CPP reform: Pensions and population health objectives should be linked

There are two accepted axioms in health care:

1. The older you get, the more health care you use.
2. Wealth is closely linked to health, or what policy wonks like to talk about as the “social determinants of health.”

It is therefore curious that the Federal government is stalling on reforms to the Canada Pension Plan (CPP), a situation that would improve the economic outcome of seniors and presumably also have an impact on their use of the health system in retirement years.

We know that most Canadians are without supplemental private pension plans.

It is estimated that even with maximum CPP earnings at $12,500 per year, the average senior would face a shortfall of $6,200 to meet their basic needs.

This demographic bulge in baby-boom seniors would also be contributing less to the economy in the future on such limited pension income.

Therefore, it is logical to improve the Canada Pension Plan – a defined benefit pension plan – to raise the bar for most seniors so they don’t have to live out their “golden” years in poverty.

An enhanced CPP would have to be paid for jointly by employers and employees.

The good news is that Canada spends less than most of its OECD counterparts on social security and payroll taxes at 5.5 per cent of our overall economy – not that it ever dawns on the ever aggrieved Canadian Federation of Independent Businesses that comparatively they already have it good.

One such scenario worked out by Finance Canada would increase pension payouts from 25 per cent of the average industrial wage to 35 per cent and increase maximum pensionable earnings to $75,150 from $50,100. The cost of doing that would still leave Canada at the bottom of the G-7 industrialized nations in social security spending at 6.3 per cent of GDP.

Discussion has centered around phasing in such improvements over five years to minimize the impact on a fragile economy.

While Canada boasts stronger economic growth than most other G-7 nations, Federal Finance Minister Jim Flaherty argues it is not yet strong enough to make this small adjustment.

Finance Canada states there could be a very small and short-term impact on the economy, potentially reducing employment by 0.1 to 0.3 per cent. By increasing CPP benefits it would in the longer term “bring economic benefits by increasing retirement income and consumption possibilities for seniors.”
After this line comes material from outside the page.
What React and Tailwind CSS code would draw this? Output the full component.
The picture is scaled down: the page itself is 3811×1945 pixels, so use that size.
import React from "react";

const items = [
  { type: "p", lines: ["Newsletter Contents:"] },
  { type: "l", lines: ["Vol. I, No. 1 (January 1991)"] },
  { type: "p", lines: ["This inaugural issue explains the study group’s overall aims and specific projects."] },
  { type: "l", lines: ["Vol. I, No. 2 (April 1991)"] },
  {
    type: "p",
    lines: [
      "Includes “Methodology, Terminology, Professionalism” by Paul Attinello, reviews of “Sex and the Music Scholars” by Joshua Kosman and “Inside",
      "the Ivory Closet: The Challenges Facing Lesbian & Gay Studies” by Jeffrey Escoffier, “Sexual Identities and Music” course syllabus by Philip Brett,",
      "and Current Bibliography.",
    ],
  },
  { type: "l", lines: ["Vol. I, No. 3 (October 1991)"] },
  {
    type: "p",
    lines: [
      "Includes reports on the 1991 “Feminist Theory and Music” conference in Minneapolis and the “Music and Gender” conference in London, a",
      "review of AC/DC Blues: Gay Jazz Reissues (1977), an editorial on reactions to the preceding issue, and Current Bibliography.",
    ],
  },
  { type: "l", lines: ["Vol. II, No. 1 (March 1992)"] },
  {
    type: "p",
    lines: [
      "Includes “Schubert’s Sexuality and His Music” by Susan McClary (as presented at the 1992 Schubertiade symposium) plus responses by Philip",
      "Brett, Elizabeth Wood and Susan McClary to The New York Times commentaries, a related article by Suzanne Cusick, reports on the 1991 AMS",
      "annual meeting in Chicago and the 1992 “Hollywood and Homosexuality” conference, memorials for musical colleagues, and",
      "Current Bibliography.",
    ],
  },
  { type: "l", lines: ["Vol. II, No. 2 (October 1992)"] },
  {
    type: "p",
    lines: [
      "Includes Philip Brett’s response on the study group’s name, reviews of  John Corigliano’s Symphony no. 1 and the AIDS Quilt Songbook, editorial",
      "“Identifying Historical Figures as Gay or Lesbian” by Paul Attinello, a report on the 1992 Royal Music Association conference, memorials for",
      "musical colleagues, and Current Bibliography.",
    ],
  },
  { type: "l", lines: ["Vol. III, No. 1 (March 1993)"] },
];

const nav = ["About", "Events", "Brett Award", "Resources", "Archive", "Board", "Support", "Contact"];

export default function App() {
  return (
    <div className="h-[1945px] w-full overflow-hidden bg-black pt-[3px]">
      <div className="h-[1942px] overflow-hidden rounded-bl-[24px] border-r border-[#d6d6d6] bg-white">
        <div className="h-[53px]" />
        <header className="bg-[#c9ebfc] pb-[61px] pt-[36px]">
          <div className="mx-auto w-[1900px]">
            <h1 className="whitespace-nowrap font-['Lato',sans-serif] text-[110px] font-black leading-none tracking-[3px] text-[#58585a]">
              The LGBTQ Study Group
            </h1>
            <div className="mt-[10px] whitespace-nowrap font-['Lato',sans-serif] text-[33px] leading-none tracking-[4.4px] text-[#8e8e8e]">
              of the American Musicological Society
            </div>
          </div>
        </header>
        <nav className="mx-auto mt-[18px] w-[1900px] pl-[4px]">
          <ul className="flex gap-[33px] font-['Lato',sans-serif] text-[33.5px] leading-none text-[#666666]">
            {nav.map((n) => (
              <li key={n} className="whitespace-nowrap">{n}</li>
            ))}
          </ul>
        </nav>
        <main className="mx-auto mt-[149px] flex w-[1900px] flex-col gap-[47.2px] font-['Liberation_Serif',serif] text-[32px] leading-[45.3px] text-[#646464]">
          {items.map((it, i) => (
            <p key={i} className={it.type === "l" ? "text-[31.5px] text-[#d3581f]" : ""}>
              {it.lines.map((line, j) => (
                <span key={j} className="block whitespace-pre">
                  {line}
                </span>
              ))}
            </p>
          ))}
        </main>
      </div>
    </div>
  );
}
While the Federal government would stand to lose more in taxes as a result of higher CPP premiums, it would also pay out less as higher earning seniors would no longer qualify for the Guaranteed Income Supplement.

What nobody is estimating is how much would also be saved in health care costs by an aging population that is more economically able to look after itself.

Support for an enhanced CPP is strong. The Province of Ontario supports such reforms, as does Canadian Association of Retired Persons (CARP). Labour is proposing Flaherty go further and double the CPP payouts.

In a manner typical of the Harper government, Flaherty is insisting on unanimity from the provinces to enact such changes even though he is only obliged to seek the approval of two-thirds of the provinces representing at least two-thirds of the Canadian population. Flaherty knows that his ideological soul mates in the Saskatchewan government are far more concerned about shilling for the business community than protecting the income of seniors.

The other contradiction is that while Flaherty professes to be so concerned about the economic impact of improving the CPP, he has no problem about the impact of public sector austerity on Canada’s economy, encouraging the provinces to erase their deficits (and shed jobs) while he does the same.